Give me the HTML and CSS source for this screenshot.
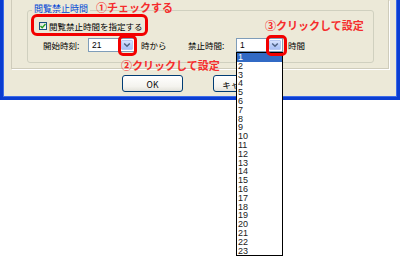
FILE: index.html
```html
<!DOCTYPE html>
<html lang="ja">
<head>
<meta charset="utf-8">
<link rel="stylesheet" href="styles.css">
</head>
<body>
<div class="window">
  <div class="panel">
    <div class="group">
      <span class="group-label">閲覧禁止時間</span>
      <div class="check-row">
        <span class="checkbox"><svg width="6" height="6" viewBox="0 0 6 6"><path d="M0.5 3 L2.2 4.8 L5.5 1" fill="none" stroke="#21A121" stroke-width="1.4"/></svg></span>
        <span class="check-label">閲覧禁止時間を指定する</span>
      </div>
      <div class="time-row">
        <span class="lbl lbl-start">開始時刻:</span>
        <span class="combo"><span class="combo-val">21</span><span class="combo-btn"><svg width="8" height="6" viewBox="0 0 8 6"><path d="M1.2 1.5 L4 4.3 L6.8 1.5" fill="none" stroke="#4D6185" stroke-width="1.5"/></svg></span></span>
        <span class="lbl lbl-from">時から</span>
        <span class="lbl lbl-ban">禁止時間:</span>
        <span class="combo"><span class="combo-val">1</span><span class="combo-btn"><svg width="8" height="6" viewBox="0 0 8 6"><path d="M1.2 1.5 L4 4.3 L6.8 1.5" fill="none" stroke="#4D6185" stroke-width="1.5"/></svg></span></span>
        <span class="lbl lbl-hours">時間</span>
      </div>
    </div>
  </div>
  <div class="buttons">
    <button class="btn">OK</button>
    <button class="btn btn-cancel">キャンセル</button>
  </div>
</div>

<ul class="droplist">
  <li class="sel">1</li><li>2</li><li>3</li><li>4</li><li>5</li><li>6</li><li>7</li><li>8</li><li>9</li><li>10</li><li>11</li><li>12</li><li>13</li><li>14</li><li>15</li><li>16</li><li>17</li><li>18</li><li>19</li><li>20</li><li>21</li><li>22</li><li>23</li>
</ul>

<div class="mark mark1"></div>
<div class="mark mark2"></div>
<div class="mark mark3"></div>
<div class="note note1">①チェックする</div>
<div class="note note2">②クリックして設定</div>
<div class="note note3">③クリックして設定</div>
</body>
</html>
```

FILE: styles.css
```css
* { box-sizing: border-box; }
html, body { margin: 0; padding: 0; }
body {
  width: 400px;
  height: 259px;
  background: #fff;
  position: relative;
  overflow: hidden;
  font-family: "Noto Sans CJK JP", "Liberation Sans", sans-serif;
  font-size: 8.5px;
  color: #000;
}
.window {
  width: 400px;
  height: 100px;
  background: #ECE9D8;
  border: 3px solid #0B3ED2;
  border-top: 0;
  border-left-color: #0A3CD0;
  padding: 0 8px 0 8px;
  box-shadow: inset 1px 0 0 #3D6BE8, inset -1px 0 0 #3D6BE8, inset 0 -1px 0 #3D6BE8;
}
.panel {
  height: 69px;
  border: 1px solid #CFCCBB;
  border-top: 0;
  box-shadow: 1px 1px 0 #fff;
  padding: 10px 0 0 15px;
}
.group {
  position: relative;
  width: 347px;
  height: 53px;
  border: 1px solid #D0D0BF;
  border-radius: 3px;
  padding: 10px 0 0 11px;
}
.group-label {
  position: absolute;
  left: 4px;
  top: -8px;
  padding: 0 2px;
  background: #ECE9D8;
  color: #0046D5;
  font-size: 9px;
  line-height: 11px;
}
.check-row {
  display: flex;
  align-items: center;
  height: 9px;
  gap: 2px;
}
.checkbox {
  width: 8px;
  height: 8px;
  border: 1px solid #1C5180;
  background: linear-gradient(135deg, #DCDCD7, #fff);
  display: flex;
  align-items: center;
  justify-content: center;
}
.checkbox svg { display: block; }
.check-label { line-height: 10px; }
.time-row {
  display: flex;
  align-items: center;
  height: 14px;
  margin-top: 8px;
  padding-left: 4px;
}
.lbl { line-height: 10px; white-space: nowrap; }
.lbl-start { width: 45px; }
.lbl-from { margin-left: 6px; width: 47px; }
.lbl-ban { width: 48px; }
.lbl-hours { margin-left: 5px; }
.combo {
  width: 47px;
  height: 14px;
  border: 1px solid #7F9DB9;
  background: #fff;
  display: flex;
  align-items: stretch;
  padding: 1px;
}
.combo-val {
  flex: 1;
  font-family: "Liberation Sans", sans-serif;
  font-size: 8.5px;
  line-height: 10px;
  padding-left: 2px;
}
.combo-btn {
  width: 12px;
  border: 1px solid #B8C8F2;
  border-radius: 1px;
  background: linear-gradient(180deg, #D6E1FD 0%, #B7CBF9 60%, #A9BFF5 100%);
  display: flex;
  align-items: center;
  justify-content: center;
}
.combo-btn svg { display: block; }
.buttons {
  display: flex;
  gap: 30px;
  margin-top: 6px;
  padding-left: 111px;
}
.btn {
  width: 61px;
  height: 17px;
  padding: 0;
  border: 1px solid #003C74;
  border-radius: 3px;
  background: linear-gradient(180deg, #FFFFFF 0%, #F4F3EE 70%, #E3E2DA 100%);
  font-family: "Noto Sans CJK JP", "Liberation Sans", sans-serif;
  font-size: 8.5px;
  line-height: 14px;
  color: #000;
}
.droplist {
  position: absolute;
  left: 236px;
  top: 52px;
  width: 47px;
  margin: 0;
  padding: 0;
  list-style: none;
  background: #fff;
  border: 1px solid #000;
  font-family: "Liberation Sans", sans-serif;
  font-size: 9px;
  color: #222;
}
.droplist li {
  height: 8.8px;
  line-height: 8.8px;
  padding-left: 1px;
}
.droplist li.sel {
  background: #316AC5;
  color: #fff;
}
.mark {
  position: absolute;
  border: 3px solid #F20000;
  border-radius: 6px;
}
.mark1 { left: 31px; top: 14px; width: 117px; height: 22px; }
.mark2 { left: 118px; top: 35px; width: 19px; height: 21px; border-radius: 5px; }
.mark3 { left: 266px; top: 35px; width: 21px; height: 21px; border-radius: 5px; }
.note {
  position: absolute;
  color: #F52C2C;
  font-family: "Noto Sans CJK JP", sans-serif;
  font-weight: 700;
  font-size: 11px;
  line-height: 14px;
  white-space: nowrap;
}
.note1 { left: 96px; top: 0px; }
.note2 { left: 121px; top: 58px; }
.note3 { left: 265px; top: 18px; }
```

****

> Problem statement:
Ignore the images and quote every line of the listing exactly.

> Result:
Give me the HTML and CSS source for this screenshot.
FILE: index.html
```html
<!DOCTYPE html>
<html lang="ja">
<head>
<meta charset="utf-8">
<link rel="stylesheet" href="styles.css">
</head>
<body>
<div class="window">
  <div class="panel">
    <div class="group">
      <span class="group-label">閲覧禁止時間</span>
      <div class="check-row">
        <span class="checkbox"><svg width="6" height="6" viewBox="0 0 6 6"><path d="M0.5 3 L2.2 4.8 L5.5 1" fill="none" stroke="#21A121" stroke-width="1.4"/></svg></span>
        <span class="check-label">閲覧禁止時間を指定する</span>
      </div>
      <div class="time-row">
        <span class="lbl lbl-start">開始時刻:</span>
        <span class="combo"><span class="combo-val">21</span><span class="combo-btn"><svg width="8" height="6" viewBox="0 0 8 6"><path d="M1.2 1.5 L4 4.3 L6.8 1.5" fill="none" stroke="#4D6185" stroke-width="1.5"/></svg></span></span>
        <span class="lbl lbl-from">時から</span>
        <span class="lbl lbl-ban">禁止時間:</span>
        <span class="combo"><span class="combo-val">1</span><span class="combo-btn"><svg width="8" height="6" viewBox="0 0 8 6"><path d="M1.2 1.5 L4 4.3 L6.8 1.5" fill="none" stroke="#4D6185" stroke-width="1.5"/></svg></span></span>
        <span class="lbl lbl-hours">時間</span>
      </div>
    </div>
  </div>
  <div class="buttons">
    <button class="btn">OK</button>
    <button class="btn btn-cancel">キャンセル</button>
  </div>
</div>

<ul class="droplist">
  <li class="sel">1</li><li>2</li><li>3</li><li>4</li><li>5</li><li>6</li><li>7</li><li>8</li><li>9</li><li>10</li><li>11</li><li>12</li><li>13</li><li>14</li><li>15</li><li>16</li><li>17</li><li>18</li><li>19</li><li>20</li><li>21</li><li>22</li><li>23</li>
</ul>

<div class="mark mark1"></div>
<div class="mark mark2"></div>
<div class="mark mark3"></div>
<div class="note note1">①チェックする</div>
<div class="note note2">②クリックして設定</div>
<div class="note note3">③クリックして設定</div>
</body>
</html>
```

FILE: styles.css
```css
* { box-sizing: border-box; }
html, body { margin: 0; padding: 0; }
body {
  width: 400px;
  height: 259px;
  background: #fff;
  position: relative;
  overflow: hidden;
  font-family: "Noto Sans CJK JP", "Liberation Sans", sans-serif;
  font-size: 8.5px;
  color: #000;
}
.window {
  width: 400px;
  height: 100px;
  background: #ECE9D8;
  border: 3px solid #0B3ED2;
  border-top: 0;
  border-left-color: #0A3CD0;
  padding: 0 8px 0 8px;
  box-shadow: inset 1px 0 0 #3D6BE8, inset -1px 0 0 #3D6BE8, inset 0 -1px 0 #3D6BE8;
}
.panel {
  height: 69px;
  border: 1px solid #CFCCBB;
  border-top: 0;
  box-shadow: 1px 1px 0 #fff;
  padding: 10px 0 0 15px;
}
.group {
  position: relative;
  width: 347px;
  height: 53px;
  border: 1px solid #D0D0BF;
  border-radius: 3px;
  padding: 10px 0 0 11px;
}
.group-label {
  position: absolute;
  left: 4px;
  top: -8px;
  padding: 0 2px;
  background: #ECE9D8;
  color: #0046D5;
  font-size: 9px;
  line-height: 11px;
}
.check-row {
  display: flex;
  align-items: center;
  height: 9px;
  gap: 2px;
}
.checkbox {
  width: 8px;
  height: 8px;
  border: 1px solid #1C5180;
  background: linear-gradient(135deg, #DCDCD7, #fff);
  display: flex;
  align-items: center;
  justify-content: center;
}
.checkbox svg { display: block; }
.check-label { line-height: 10px; }
.time-row {
  display: flex;
  align-items: center;
  height: 14px;
  margin-top: 8px;
  padding-left: 4px;
}
.lbl { line-height: 10px; white-space: nowrap; }
.lbl-start { width: 45px; }
.lbl-from { margin-left: 6px; width: 47px; }
.lbl-ban { width: 48px; }
.lbl-hours { margin-left: 5px; }
.combo {
  width: 47px;
  height: 14px;
  border: 1px solid #7F9DB9;
  background: #fff;
  display: flex;
  align-items: stretch;
  padding: 1px;
}
.combo-val {
  flex: 1;
  font-family: "Liberation Sans", sans-serif;
  font-size: 8.5px;
  line-height: 10px;
  padding-left: 2px;
}
.combo-btn {
  width: 12px;
  border: 1px solid #B8C8F2;
  border-radius: 1px;
  background: linear-gradient(180deg, #D6E1FD 0%, #B7CBF9 60%, #A9BFF5 100%);
  display: flex;
  align-items: center;
  justify-content: center;
}
.combo-btn svg { display: block; }
.buttons {
  display: flex;
  gap: 30px;
  margin-top: 6px;
  padding-left: 111px;
}
.btn {
  width: 61px;
  height: 17px;
  padding: 0;
  border: 1px solid #003C74;
  border-radius: 3px;
  background: linear-gradient(180deg, #FFFFFF 0%, #F4F3EE 70%, #E3E2DA 100%);
  font-family: "Noto Sans CJK JP", "Liberation Sans", sans-serif;
  font-size: 8.5px;
  line-height: 14px;
  color: #000;
}
.droplist {
  position: absolute;
  left: 236px;
  top: 52px;
  width: 47px;
  margin: 0;
  padding: 0;
  list-style: none;
  background: #fff;
  border: 1px solid #000;
  font-family: "Liberation Sans", sans-serif;
  font-size: 9px;
  color: #222;
}
.droplist li {
  height: 8.8px;
  line-height: 8.8px;
  padding-left: 1px;
}
.droplist li.sel {
  background: #316AC5;
  color: #fff;
}
.mark {
  position: absolute;
  border: 3px solid #F20000;
  border-radius: 6px;
}
.mark1 { left: 31px; top: 14px; width: 117px; height: 22px; }
.mark2 { left: 118px; top: 35px; width: 19px; height: 21px; border-radius: 5px; }
.mark3 { left: 266px; top: 35px; width: 21px; height: 21px; border-radius: 5px; }
.note {
  position: absolute;
  color: #F52C2C;
  font-family: "Noto Sans CJK JP", sans-serif;
  font-weight: 700;
  font-size: 11px;
  line-height: 14px;
  white-space: nowrap;
}
.note1 { left: 96px; top: 0px; }
.note2 { left: 121px; top: 58px; }
.note3 { left: 265px; top: 18px; }
```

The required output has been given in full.